I was using the Quandl wiki data set but I received an email from them. They are having quality problems with the data set also.
Have you ever used data from IEX? Any other ideas?
Thank you. If I use monthly returns, how can I use ffn package to do the similar analysis?
Thank you very much for these very complete exercises. I only have one problem, the sentence
perf.plot_scatter_matrix()
it returns the error
AttributeError: module ‘pandas’ has no attribute ‘scatter_matrix’
Best regareds
Hi – I have just tried to run the code myself and am getting the same error – strange as it definitely ran without problems at the time of writing the post!
I have raised an “issue” on the relevant ffn Github page. Feel free to follow the progress at:
https://github.com/pmorissette/ffn/issues/76
Hopefully they can shed some light in the matter!
pretty useful stuff! found out about the ffn package here, saves us a ton of time. thanks!
Hey S666, I noticed that after moving from jupyter to my local IDE (im using spyder), i dont see any plots being printed on my terminal here.
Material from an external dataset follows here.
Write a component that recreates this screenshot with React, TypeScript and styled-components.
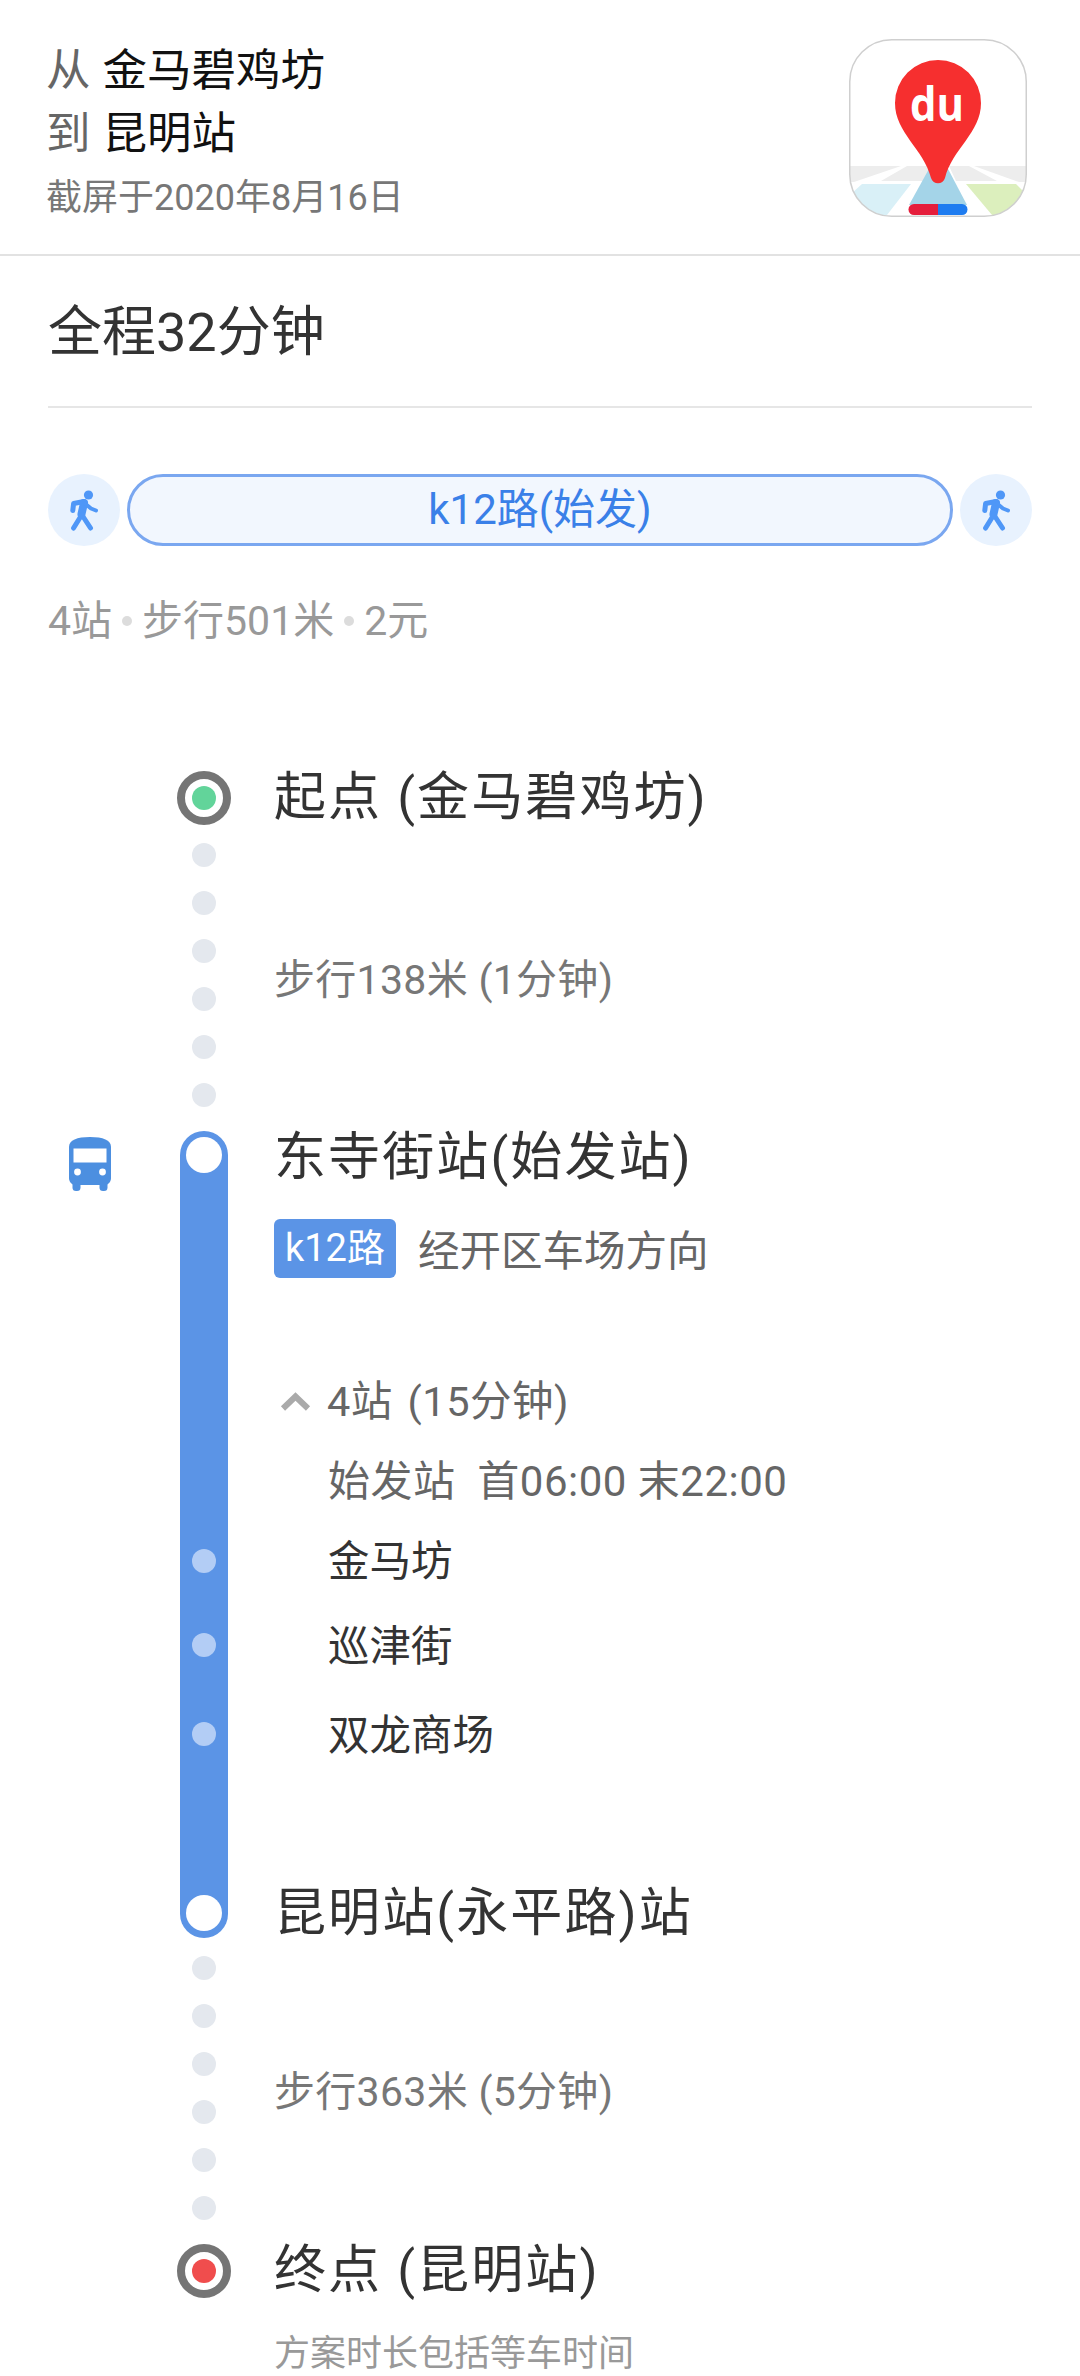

Do you know why this happens?
Are you explicitly calling “plt.show()” to call the figure?
Also in ipython you need to run “%matplotlib inline” just as in a notebook I believe
Hi drawdown and calc mean var weights doesn’t work. Can u help me?
Hi there – when you say they dont work what exactly happens when you try to run them? Do you get an error message? If so could you post it here and I will take a look for you.